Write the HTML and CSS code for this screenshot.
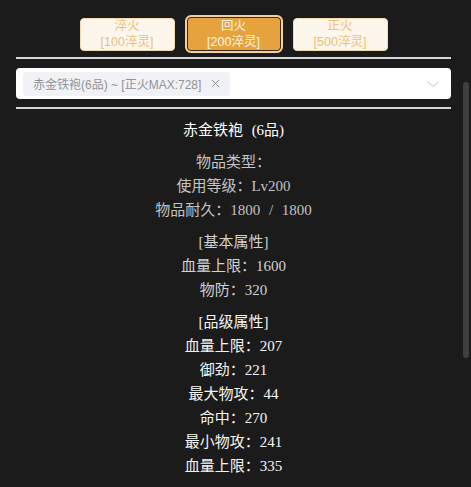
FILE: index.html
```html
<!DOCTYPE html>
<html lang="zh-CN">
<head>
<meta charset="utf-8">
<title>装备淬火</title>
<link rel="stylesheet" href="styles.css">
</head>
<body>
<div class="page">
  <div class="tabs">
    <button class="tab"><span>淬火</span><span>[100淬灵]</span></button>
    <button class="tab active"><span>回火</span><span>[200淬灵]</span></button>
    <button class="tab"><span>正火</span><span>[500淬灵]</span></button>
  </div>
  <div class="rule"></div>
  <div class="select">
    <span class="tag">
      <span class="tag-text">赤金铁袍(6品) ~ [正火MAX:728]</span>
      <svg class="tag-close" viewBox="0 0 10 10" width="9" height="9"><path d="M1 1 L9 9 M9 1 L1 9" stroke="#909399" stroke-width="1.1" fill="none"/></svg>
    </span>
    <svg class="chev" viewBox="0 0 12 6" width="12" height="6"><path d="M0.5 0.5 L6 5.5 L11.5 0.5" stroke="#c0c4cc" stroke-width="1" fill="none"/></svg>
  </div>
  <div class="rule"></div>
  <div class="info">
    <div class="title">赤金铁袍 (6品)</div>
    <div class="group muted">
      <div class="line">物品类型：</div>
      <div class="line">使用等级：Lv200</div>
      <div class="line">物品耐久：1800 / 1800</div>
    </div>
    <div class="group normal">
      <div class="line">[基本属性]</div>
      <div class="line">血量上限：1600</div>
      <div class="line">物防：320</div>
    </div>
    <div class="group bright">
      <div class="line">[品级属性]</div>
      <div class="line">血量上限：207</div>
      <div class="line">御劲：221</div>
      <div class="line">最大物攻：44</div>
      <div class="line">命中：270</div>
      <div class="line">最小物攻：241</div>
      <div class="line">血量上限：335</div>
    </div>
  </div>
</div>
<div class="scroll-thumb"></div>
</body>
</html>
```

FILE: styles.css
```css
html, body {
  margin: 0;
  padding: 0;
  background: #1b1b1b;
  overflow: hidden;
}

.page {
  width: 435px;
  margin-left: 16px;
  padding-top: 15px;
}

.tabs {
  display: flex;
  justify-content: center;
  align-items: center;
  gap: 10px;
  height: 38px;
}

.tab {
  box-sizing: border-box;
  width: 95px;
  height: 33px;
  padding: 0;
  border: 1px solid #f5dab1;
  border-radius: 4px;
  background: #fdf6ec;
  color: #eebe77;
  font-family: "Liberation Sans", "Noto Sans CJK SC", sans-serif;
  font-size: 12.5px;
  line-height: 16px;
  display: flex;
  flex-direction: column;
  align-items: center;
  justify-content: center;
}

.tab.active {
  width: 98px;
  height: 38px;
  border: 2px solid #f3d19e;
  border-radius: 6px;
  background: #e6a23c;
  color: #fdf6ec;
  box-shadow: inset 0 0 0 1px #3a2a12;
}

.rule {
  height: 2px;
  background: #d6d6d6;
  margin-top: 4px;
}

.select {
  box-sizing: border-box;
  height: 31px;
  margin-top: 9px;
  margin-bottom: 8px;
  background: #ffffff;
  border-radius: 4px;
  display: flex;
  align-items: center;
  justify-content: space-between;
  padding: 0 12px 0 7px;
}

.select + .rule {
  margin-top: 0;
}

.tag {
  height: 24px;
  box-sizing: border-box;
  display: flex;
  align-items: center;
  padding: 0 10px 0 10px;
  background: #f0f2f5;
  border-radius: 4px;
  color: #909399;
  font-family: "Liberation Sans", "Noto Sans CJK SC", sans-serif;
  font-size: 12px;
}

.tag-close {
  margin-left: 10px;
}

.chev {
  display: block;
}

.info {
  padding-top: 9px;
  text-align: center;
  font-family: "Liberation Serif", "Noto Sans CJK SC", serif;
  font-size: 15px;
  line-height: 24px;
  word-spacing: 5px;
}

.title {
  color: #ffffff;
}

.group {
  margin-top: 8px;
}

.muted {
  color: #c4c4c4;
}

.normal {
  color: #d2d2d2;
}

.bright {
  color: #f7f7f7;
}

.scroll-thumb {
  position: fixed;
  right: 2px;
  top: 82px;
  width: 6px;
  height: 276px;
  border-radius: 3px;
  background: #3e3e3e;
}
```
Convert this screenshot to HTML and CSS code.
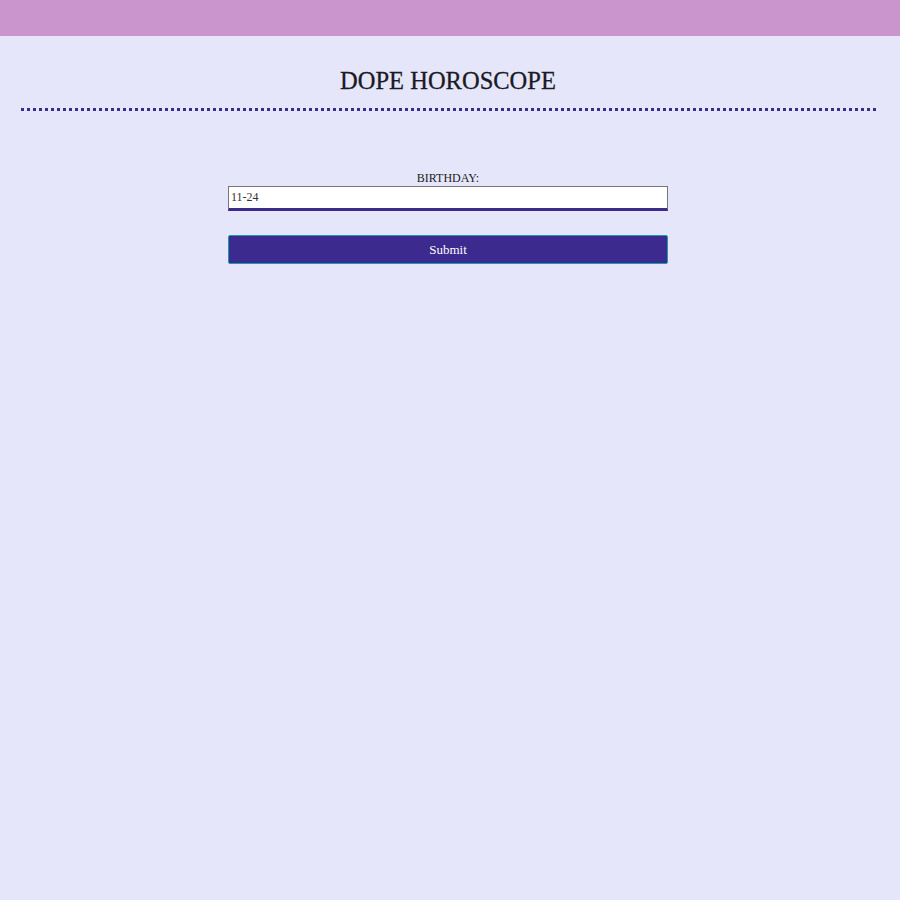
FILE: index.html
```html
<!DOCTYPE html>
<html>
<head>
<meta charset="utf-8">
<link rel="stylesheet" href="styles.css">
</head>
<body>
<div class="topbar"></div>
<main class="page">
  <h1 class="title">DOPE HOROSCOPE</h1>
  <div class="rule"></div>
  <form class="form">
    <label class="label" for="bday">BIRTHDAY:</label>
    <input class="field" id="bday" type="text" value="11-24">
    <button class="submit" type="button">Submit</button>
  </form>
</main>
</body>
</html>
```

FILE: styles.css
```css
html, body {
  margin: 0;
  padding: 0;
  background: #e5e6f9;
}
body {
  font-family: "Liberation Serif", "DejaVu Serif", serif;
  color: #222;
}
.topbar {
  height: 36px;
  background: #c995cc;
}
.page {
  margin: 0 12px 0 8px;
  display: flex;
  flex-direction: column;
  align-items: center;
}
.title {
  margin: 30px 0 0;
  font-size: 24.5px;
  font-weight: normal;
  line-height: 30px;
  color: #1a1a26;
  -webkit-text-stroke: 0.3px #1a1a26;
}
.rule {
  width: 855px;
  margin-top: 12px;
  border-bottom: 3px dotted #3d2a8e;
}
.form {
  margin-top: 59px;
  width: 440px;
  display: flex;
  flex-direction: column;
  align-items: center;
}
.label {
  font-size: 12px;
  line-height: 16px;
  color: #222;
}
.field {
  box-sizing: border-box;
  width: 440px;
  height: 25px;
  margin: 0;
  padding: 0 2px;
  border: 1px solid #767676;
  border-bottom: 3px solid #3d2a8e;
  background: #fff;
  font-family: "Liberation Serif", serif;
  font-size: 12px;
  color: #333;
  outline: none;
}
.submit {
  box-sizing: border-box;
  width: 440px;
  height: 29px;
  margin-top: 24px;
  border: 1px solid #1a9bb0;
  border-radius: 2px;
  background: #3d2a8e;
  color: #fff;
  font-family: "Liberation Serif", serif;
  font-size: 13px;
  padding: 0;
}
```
==============================
• EXERCISE BRIEF
Copy out each line in the listing that has the word "screenshot".

• ANSWER TO THE EXERCISE
Write the HTML and CSS code for this screenshot.
Convert this screenshot to HTML and CSS code.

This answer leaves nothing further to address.